La Corte di appello ha fatto corretta applicazione di tali principi, in quanto ha rilevato che l’imputato si è allontanato dal luogo degli arresti domiciliari senza alcuna autorizzazione ed è stato sorpreso e inseguito dalla polizia giudiziaria nell’atto di transitare per strada, circa 20 minuti prima che avvisasse la Questura e lo stesso SERT, con cui non aveva alcun appuntamento, della sua uscita.
Si è, dunque, realizzata una effettiva sottrazione alla sfera di vigilanza delle autorità preposte al controllo, che rende irrilevanti le asserite ragioni dell’allontanamento. Inoltre, nel caso di specie, mancando ogni preventiva autorizzazione, resta sicuramente inapplicabile il principio, affermato dalla giurisprudenza di legittimità, secondo cui “non integra il delitto di evasione la condotta di chi, autorizzato a lasciare l’abitazione ove si trovi ristretto in stato di detenzione domiciliare al fine di raggiungere un luogo determinato, effettui una sosta per ragioni diverse da quelle fondanti l’autorizzazione, senza significative deviazioni dal percorso e senza la finalità di eludere la vigilanza” (Sez. 6, n. 29530 del 28/05/2024, Rv. 286798 – 01).
2. Anche il secondo motivo di ricorso è infondato.

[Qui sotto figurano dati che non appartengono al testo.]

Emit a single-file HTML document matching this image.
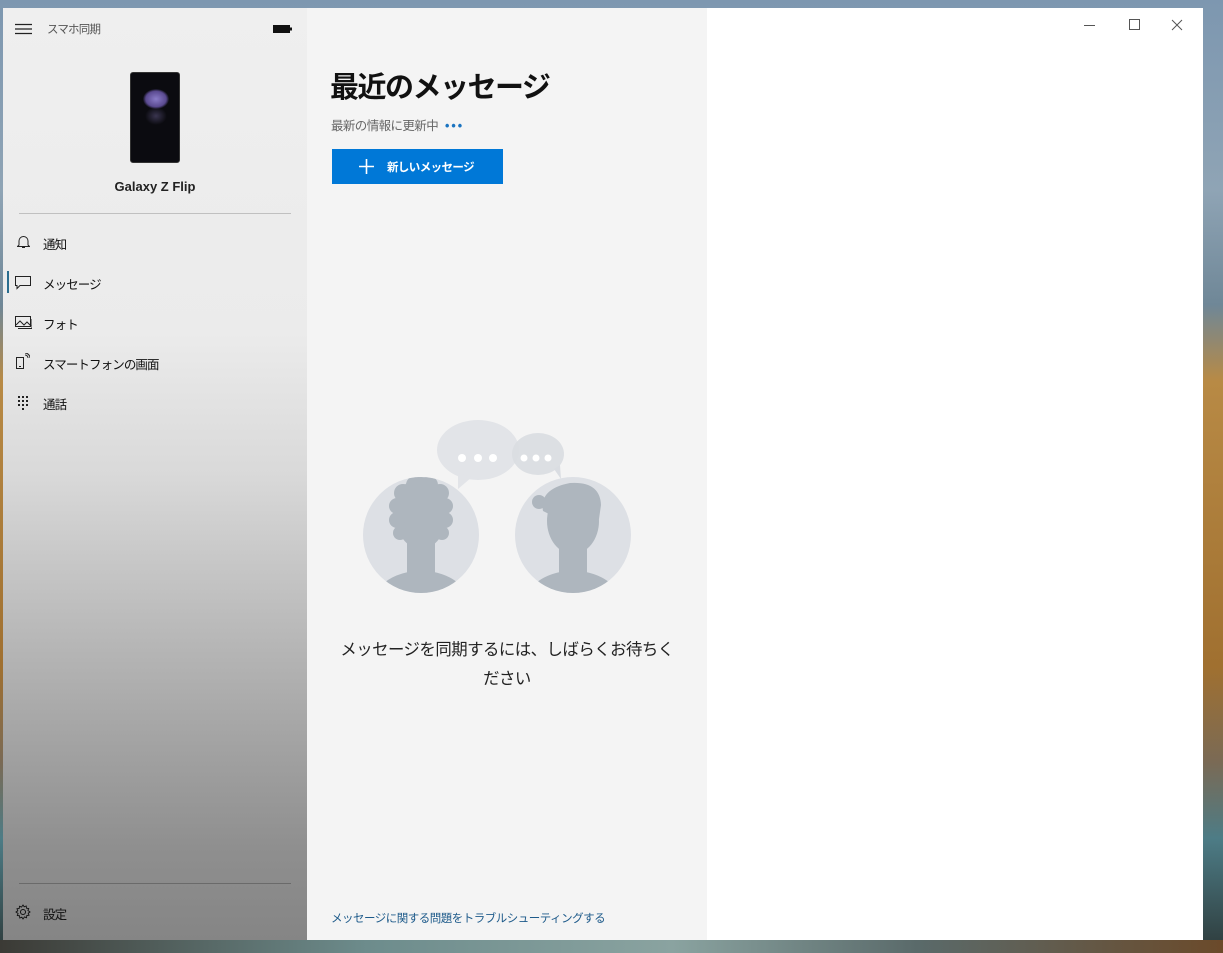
<!DOCTYPE html>
<html><head><meta charset="utf-8"><style>
*{margin:0;padding:0;box-sizing:border-box}
html,body{width:1223px;height:953px;overflow:hidden}
body{position:relative;font-family:"Liberation Sans","Noto Sans CJK JP",sans-serif;
background:linear-gradient(180deg,#7d97b0 0%,#8fa4b5 20%,#6f8797 32%,#b88a45 40%,#a07030 70%,#7a6a55 80%,#4d7c86 88%,#2d3a3a 100%);}
.bottom{position:absolute;left:0;top:940px;width:1223px;height:13px;background:linear-gradient(90deg,#3b3a35,#6d8c8c 30%,#8aa3a0 55%,#5a6a6a 75%,#6b4a2a 100%)}
.win{position:absolute;left:3px;top:8px;width:1200px;height:932px;background:#fff;overflow:hidden}
.side{position:absolute;left:0;top:0;width:304px;height:932px;background:linear-gradient(180deg,#efefef 0%,#ebebeb 35%,#d9d9d9 50%,#b3b3b3 70%,#8f8f8f 90%,#858585 100%)}
.mid{position:absolute;left:304px;top:0;width:400px;height:932px;background:#f4f4f4}
.t{position:absolute;white-space:nowrap}
.nav{position:absolute;left:40px;font-size:12.5px;letter-spacing:-0.9px;color:#111}
.ic{position:absolute}
</style></head><body>
<div class="bottom"></div>
<div class="win">
 <div class="side">
  <svg class="ic" style="left:12px;top:15px" width="17" height="12"><path d="M0 1.5H17M0 6H17M0 10.5H17" stroke="#222" stroke-width="1.2"/></svg>
  <div class="t" style="left:44px;top:13px;font-size:11.5px;letter-spacing:-0.8px;color:#555">スマホ同期</div>
  <svg class="ic" style="left:270px;top:16px" width="20" height="10"><rect x="0.5" y="1.5" width="16" height="7" fill="#111" stroke="#111"/><rect x="17" y="3.5" width="2" height="3" fill="#111"/></svg>
  <div style="position:absolute;left:127px;top:64px;width:50px;height:91px;background:#0b0b10;border-radius:3px;border:1px solid #333">
   <div style="position:absolute;left:12px;top:16px;width:26px;height:20px;border-radius:50%;background:radial-gradient(#8a7cc8,#5a4a90 55%,transparent 72%)"></div>
   <div style="position:absolute;left:14px;top:34px;width:22px;height:18px;border-radius:50%;background:radial-gradient(#3a3550,transparent 70%)"></div>
  </div>
  <div class="t" style="left:0;width:304px;text-align:center;top:171px;font-size:13px;font-weight:bold;color:#222">Galaxy Z Flip</div>
  <div style="position:absolute;left:16px;top:205px;width:272px;height:1px;background:#c0c0c0"></div>
  <svg class="ic" style="left:14px;top:227px" width="13" height="14"><path d="M2 10V6a4.5 4.5 0 0 1 9 0v4l1.5 1.5H0.5z M5 12.5h3" fill="none" stroke="#222" stroke-width="1"/></svg>
  <div class="nav" style="top:226px">通知</div>
  <div style="position:absolute;left:4px;top:263px;width:2px;height:22px;background:#2a6d8f"></div>
  <svg class="ic" style="left:12px;top:268px" width="16" height="14"><path d="M0.5 0.5H15.5V9.5H5L2 12.5V9.5H0.5Z" fill="none" stroke="#222" stroke-width="1"/></svg>
  <div class="nav" style="top:266px">メッセージ</div>
  <svg class="ic" style="left:12px;top:308px" width="17" height="13"><rect x="0.5" y="0.5" width="15" height="10" fill="none" stroke="#222"/><path d="M1 9l4-4 4 4 3-3 4 4M3 12.5h14V3" fill="none" stroke="#222"/></svg>
  <div class="nav" style="top:306px">フォト</div>
  <svg class="ic" style="left:13px;top:345px" width="14" height="17"><rect x="0.5" y="4.5" width="7" height="11" fill="none" stroke="#222"/><path d="M3 13.5h2M9 2a3 3 0 0 1 3 3M9 0a5 5 0 0 1 5 5" fill="none" stroke="#222"/></svg>
  <div class="nav" style="top:346px">スマートフォンの画面</div>
  <svg class="ic" style="left:14px;top:387px" width="12" height="15"><g fill="#222"><rect x="1" y="1" width="2" height="2"/><rect x="5" y="1" width="2" height="2"/><rect x="9" y="1" width="2" height="2"/><rect x="1" y="5" width="2" height="2"/><rect x="5" y="5" width="2" height="2"/><rect x="9" y="5" width="2" height="2"/><rect x="1" y="9" width="2" height="2"/><rect x="5" y="9" width="2" height="2"/><rect x="9" y="9" width="2" height="2"/><rect x="5" y="13" width="2" height="2"/></g></svg>
  <div class="nav" style="top:386px">通話</div>
  <div style="position:absolute;left:16px;top:875px;width:272px;height:1px;background:#6a6a6a"></div>
  <svg class="ic" style="left:12px;top:896px" width="16" height="16" viewBox="0 0 16 16"><circle cx="8" cy="8" r="2.5" fill="none" stroke="#111"/><path d="M8 1l1.2 1.8 2-.8.3 2.2 2.2.3-.8 2L15 8l-1.8 1.2.8 2-2.2.3-.3 2.2-2-.8L8 15l-1.2-1.8-2 .8-.3-2.2-2.2-.3.8-2L1 8l1.8-1.2-.8-2 2.2-.3.3-2.2 2 .8z" fill="none" stroke="#111" stroke-width="0.9"/></svg>
  <div class="nav" style="top:896px">設定</div>
 </div>
 <div class="mid">
  <div class="t" style="left:23px;top:56px;font-size:29px;font-weight:bold;color:#111;letter-spacing:-1.5px">最近のメッセージ</div>
  <div class="t" style="left:24px;top:107px;font-size:12.5px;letter-spacing:-0.6px;color:#666">最新の情報に更新中 <span style="color:#1a73c0;font-weight:bold;letter-spacing:2px;margin-left:4px">•••</span></div>
  <div style="position:absolute;left:25px;top:141px;width:171px;height:35px;background:#0078d7;color:#fff;font-size:11.5px;letter-spacing:-0.6px;font-weight:bold">
   <svg style="position:absolute;left:27px;top:10px" width="15" height="15"><path d="M7.5 0V15M0 7.5H15" stroke="#fff" stroke-width="1.6"/></svg>
   <span style="position:absolute;left:55px;top:10px">新しいメッセージ</span>
  </div>
  <svg style="position:absolute;left:50px;top:405px" width="290" height="185" viewBox="0 0 290 185">
   <ellipse cx="121" cy="37" rx="41" ry="30" fill="#e2e4e8"/><path d="M101 60l0 16 14-12z" fill="#e2e4e8"/>
   <ellipse cx="181" cy="41" rx="26" ry="21" fill="#dadde2" opacity="0.95"/><path d="M197 56l7 10-1-14z" fill="#dadde2"/>
   <g fill="#fff"><circle cx="105" cy="45" r="4"/><circle cx="121" cy="45" r="4"/><circle cx="136" cy="45" r="4"/><circle cx="167" cy="45" r="3.5"/><circle cx="179" cy="45" r="3.5"/><circle cx="191" cy="45" r="3.5"/></g>
   <defs><clipPath id="c1"><circle cx="64" cy="122" r="58"/></clipPath><clipPath id="c2"><circle cx="216" cy="122" r="58"/></clipPath></defs>
   <circle cx="64" cy="122" r="58" fill="#dde0e5"/><circle cx="216" cy="122" r="58" fill="#dde0e5"/>
   <g clip-path="url(#c1)" fill="#aeb6be"><path d="M18 185q6-24 46-28 40 4 46 28z"/><rect x="50" y="128" width="28" height="34"/><ellipse cx="64" cy="100" rx="26" ry="36"/><circle cx="46" cy="80" r="9"/><circle cx="58" cy="72" r="9"/><circle cx="72" cy="72" r="9"/><circle cx="83" cy="80" r="9"/><circle cx="40" cy="93" r="8"/><circle cx="88" cy="93" r="8"/><circle cx="40" cy="107" r="8"/><circle cx="88" cy="107" r="8"/><circle cx="43" cy="120" r="7"/><circle cx="85" cy="120" r="7"/></g>
   <g clip-path="url(#c2)" fill="#aeb6be"><path d="M170 185q6-24 46-28 40 4 46 28z"/><rect x="202" y="128" width="28" height="34"/><ellipse cx="216" cy="108" rx="26" ry="33"/><path d="M186 98q-4-22 27-28 30-2 31 22l-2 14q-20-14-44-2z"/><circle cx="182" cy="89" r="7"/></g>
  </svg>
  <div class="t" style="left:0;width:400px;text-align:center;top:628px;font-size:16.4px;letter-spacing:-0.5px;line-height:29px;color:#222">メッセージを同期するには、しばらくお待ちく<br>ださい</div>
  <div class="t" style="left:24px;top:902px;font-size:11.5px;letter-spacing:-0.5px;color:#1d5a8a">メッセージに関する問題をトラブルシューティングする</div>
 </div>
 <svg style="position:absolute;left:1078px;top:10px" width="110" height="14"><path d="M3 7.5H14" stroke="#555"/><rect x="48.5" y="1.5" width="10" height="10" fill="none" stroke="#555"/><path d="M91 2l10 10M101 2l-10 10" stroke="#555"/></svg>
</div>
</body></html>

2.1. Secondo le Sezioni unite (sent. n. 13681 del 25/02/2016, Tushaj, Rv. 266590) l’ambito di applicazione dell’istituto di cui all’art. 131 -bis cod. pen. è stato definito dal legislatore, da un lato, attraverso “una graduazione qualitativa, astratta, basata sull’entità e sulla natura della pena” con la previsione di “un elemento d’impronta personale, pure esso tipizzato, tassativo, relativo alla abitualità o meno del comportamento” e, a seguito della entrata in vigore dell’art. 1 del D.Lgs. 10 ottobre 2022 n. 150, con esclusione di alcune categoria di reati; dall’altro lato attraverso l’affidamento al giudice di una ponderazione quantitativa rapportata al disvalore di azione, a quello di evento, nonché al grado della colpevolezza; si è infine limitata la discrezionalità del giudizio escludendo alcune contingenze ritenute incompatibili con l’idea di speciale tenuità (motivi abietti o futili, crudeltà, minorata difesa della vittima ecc.).
Il giudizio sulla tenuità richiede una valutazione complessa e congiunta di tutte le peculiarità della fattispecie concreta, che tenga conto, ai sensi dell’art. 133, comma 1, cod. pen., delle modalità della condotta, del grado di colpevolezza da esse desumibile e dell’entità del danno o del pericolo e anche alla condotta successiva al reato.
Con riferimento al parametro delle modalità della condotta, si è sottolineato che la nuova normativa non si interessa della condotta tipica, ma ha riguardo alle forme di estrinsecazione del comportamento, al fine di valutarne complessivamente la gravità, l’entità del contrasto rispetto alla legge e conseguentemente il bisogno di pena.
2.2. La sentenza impugnata ha fatto corretta applicazione di tali principi, in quanto, al di là dell’erroneo riferimento all’abitualità, di cui, peraltro, il ricorrente non si duole, gli elementi messi in luce (in particolare le caratteristiche della condotta e la stessa tendenza dell’imputato a commettere reati della stessa indole), consentono di ritenere immune da vizi l’assunto dell’esclusione della minore offensività del fatto.
3. Al rigetto del ricorso consegue l’obbligo al pagamento delle spese processuali.
P.Q.M.
Rigetta il ricorso e condanna il ricorrente al pagamento delle spese processuali.
Conclusione
Così deciso in Roma l’11 settembre 2025.
Depositata in Cancelleria il 25 settembre 2025.